Hornbill Bird Comes in Next to Last

Which of the following explains best the sightings in Papua New Guinea? In particular, I mean the sightings by Duane Hodgkinson, Brian Hennessy, Gideon Koro, Jonah Jim, and Jonathan Ragu.

  1. Rhamphorhynchoid pterosaur
  2. Unknown species of giant bat
  3. Hornbill bird
  4. Manta ray or Stingray fish

I propose that the above order is correct. For now, I concentrate on the suggestion, made by Dale Drinnon, that Hornbill birds account for some eyewitness reports, although he seems at least a bit unclear about which sightings.

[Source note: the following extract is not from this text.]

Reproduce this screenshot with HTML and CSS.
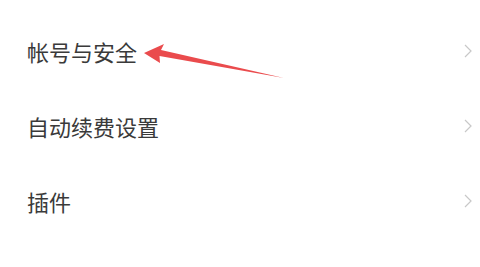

Before going on, it seems best to refer to a long blog post on Live Pterosaur. I highly recommend this post:

Hornbill Birds and a Live Pterosaur

A skeptic of the possibility of living pterosaurs gave half a sentence to the subject of Hornbill birds as the cause of sighting reports of live pterosaurs. The problem with that suggestion? Details in the sighting reports bear no resemblance to anything like a Hornbill.

Almost anyone who reads that post, or even part of it, will realize the obvious: The important sightings were not of anything even close to the Hornbill bird.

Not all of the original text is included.